Author: The Record
Published March 5, 2024

By Ruby Pratka

Local Journalism Initiative

The head of the Eastern Townships School Board (ETSB) education services advisory committee is raising concerns about the capacity of the new regional student ombudswoman’s office to serve the English-speaking community after ombudswoman Caroline Audette responded to English-language questions in French during a presentation to the committee.

“On Feb. 6, the regional ombudswoman came and spoke to us and gave a Powerpoint presentation. She was very professional and very polite, but what concerns me is that while we are an English board and we conduct our meetings in English, her presentation was in French and questions were answered in French,” commissioner Mary-Ellen Kirby told The Record. “That raised red flags for us.”

Student ombudspeople handle complaints from parents and students concerned that a school, school board or school service centre is not meeting its obligations in terms of service provision or protecting student safety. At the beginning of the 2023-2024 school year, national student ombudsman Jean-François Bernier, Audette and 16 other regional student ombudsmen took office after a reform of the ombuds system by the Legault government. Ombudsmen were previously appointed by school boards or regional groups of school boards, Kirby explained, but Bernier, Audette and their counterparts across the province were appointed by Education Minister Bernard Drainville.

“The ombuds office is kind of a last resort for students and parents when things are not going as they perceive they should,” Kirby said. “You don’t go to the ombuds office when everything has been going great. You go there when there has been a trauma, and when there’s a trauma you need to communicate in your mother tongue.”

Audette has previously assured The Record that her office is able to serve English-speaking students and parents in English, and according to Kirby, those assurances were reiterated at the Feb. 6 meeting, but the committee “saw no evidence” that Audette could serve the community in English.

Kirby emphasized that she found Audette personable and professional, and in terms of language skills, she “clearly understood what we were saying.”

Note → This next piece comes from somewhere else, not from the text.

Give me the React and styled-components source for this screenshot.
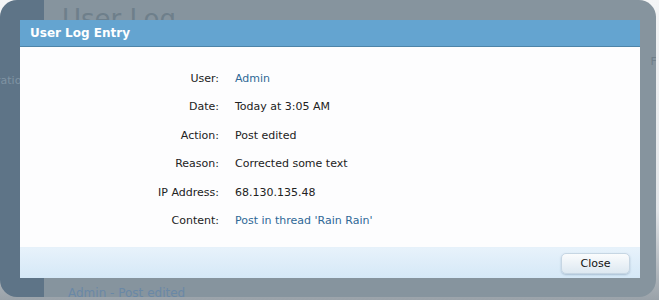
import React from "react";
import styled, { createGlobalStyle } from "styled-components";

const GlobalStyle = createGlobalStyle`
  html, body {
    margin: 0;
    padding: 0;
    background: #e4e7ea;
    font-family: "DejaVu Sans", "Liberation Sans", sans-serif;
  }
`;

const Page = styled.div`
  position: relative;
  width: 659px;
  height: 300px;
  overflow: hidden;
  background: linear-gradient(to bottom, #f4f5f6 0%, #e2e5e8 70%, #9aa2a9 100%);
`;

const Backdrop = styled.div`
  width: 656px;
  height: 297px;
  border-radius: 17px;
  overflow: hidden;
  display: flex;
`;

const Sidebar = styled.div`
  width: 44px;
  background: #5e7487;
  padding-top: 74px;
  box-sizing: border-box;
  color: #7e93a3;
  font-size: 11px;
  overflow: hidden;
  white-space: nowrap;
  text-indent: -4px;
`;

const Main = styled.div`
  flex: 1;
  background: #86949e;
  display: flex;
  flex-direction: column;
  justify-content: space-between;
  padding: 4px 0 0 18px;
  position: relative;
`;

const FadedHeading = styled.div`
  font-size: 26px;
  color: #6e7f8b;
  line-height: 30px;
`;

const FadedLink = styled.div`
  font-size: 12px;
  line-height: 14px;
  padding-left: 6px;
  margin-bottom: -3px;
  color: #6a88a6;
`;

const EdgeText = styled.span`
  position: absolute;
  right: -3px;
  top: 55px;
  font-size: 11px;
  color: #6f7e89;
`;

const Dialog = styled.div`
  position: absolute;
  left: 20px;
  top: 20px;
  width: 620px;
  height: 258px;
  display: flex;
  flex-direction: column;
  background: #fdfdfe;
`;

const Header = styled.div`
  height: 26px;
  background: #64a4d0;
  border-bottom: 1px solid #4d84a8;
  color: #ffffff;
  font-weight: bold;
  font-size: 12px;
  line-height: 26px;
  padding-left: 10px;
`;

const Body = styled.div`
  flex: 1;
  padding-top: 18px;
  display: grid;
  grid-template-columns: 199px 1fr;
  grid-auto-rows: 28.4px;
  column-gap: 16px;
  align-content: start;
  font-size: 11px;
  color: #222;
`;

const Label = styled.div`
  text-align: right;
  line-height: 28.4px;
`;

const Value = styled.div`
  line-height: 28.4px;
  color: ${(p) => (p.$link ? "#2f6896" : "#222")};
`;

const Footer = styled.div`
  height: 30px;
  border-top: 1px solid #e6f1fa;
  background: linear-gradient(to bottom, #e7f2fb, #d5e8f7);
  display: flex;
  align-items: center;
  justify-content: flex-end;
  padding-right: 10px;
`;

const Button = styled.button`
  width: 69px;
  height: 21px;
  border: 1px solid #c6d6e3;
  border-radius: 5px;
  background: linear-gradient(to bottom, #fafcfd, #dde8f1);
  box-shadow: 0 1px 2px rgba(80, 110, 140, 0.35);
  font-family: "DejaVu Sans", sans-serif;
  font-size: 11px;
  color: #111;
  padding: 0;
`;

const rows = [
  { label: "User:", value: "Admin", link: true },
  { label: "Date:", value: "Today at 3:05 AM" },
  { label: "Action:", value: "Post edited" },
  { label: "Reason:", value: "Corrected some text" },
  { label: "IP Address:", value: "68.130.135.48" },
  { label: "Content:", value: "Post in thread 'Rain Rain'", link: true },
];

export default function App() {
  return (
    <>
      <GlobalStyle />
      <Page>
        <Backdrop>
          <Sidebar>ration</Sidebar>
          <Main>
            <FadedHeading>User Log</FadedHeading>
            <FadedLink>Admin - Post edited</FadedLink>
            <EdgeText>Fi</EdgeText>
          </Main>
        </Backdrop>
        <Dialog>
          <Header>User Log Entry</Header>
          <Body>
            {rows.map((r) => (
              <React.Fragment key={r.label}>
                <Label>{r.label}</Label>
                <Value $link={r.link}>{r.value}</Value>
              </React.Fragment>
            ))}
          </Body>
          <Footer>
            <Button>Close</Button>
          </Footer>
        </Dialog>
      </Page>
    </>
  );
}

“I detected no ill intentions on the part of Mme Audette. She sincerely believed anyone who called her office and spoke English would be served in English, but she couldn’t assure us of that in English. I believe it is because of the dictates of the office,” said Kirby. She said the committee would be “registering our concerns” with Bernier, Audette’s superior.

Via a spokesperson, Bernier told The Record that he and his regional counterparts “are concerned about respecting the Charter of the French Language, and showing exemplary use of the language. Our personnel must express themselves exclusively in French except in certain situations … notably when the principles of health, safety or natural justice require it, or when they are speaking to a person who is eligible for English-language public education.”

“These exceptions allow us to ensure full and real access to our procedure for processing complaints and reports, in a language other than French if necessary,” the spokesperson, Pier-Olivier Fortin, told The Record.  “Moreover, our forms for filing complaints and reports are available online in French and English, as are the posters which were distributed in schools in the English-speaking school boards of Quebec.

He added that bilingualism is part of the selection criteria for regional ombudspeople and their staff  “when required depending on the realities of the region of assignment … in order to be able to speak with non-French-speaking students and parents.”

However, under the French language charter, Fortin said, “communications between administrative bodies, including English-speaking school boards, must be only in French.”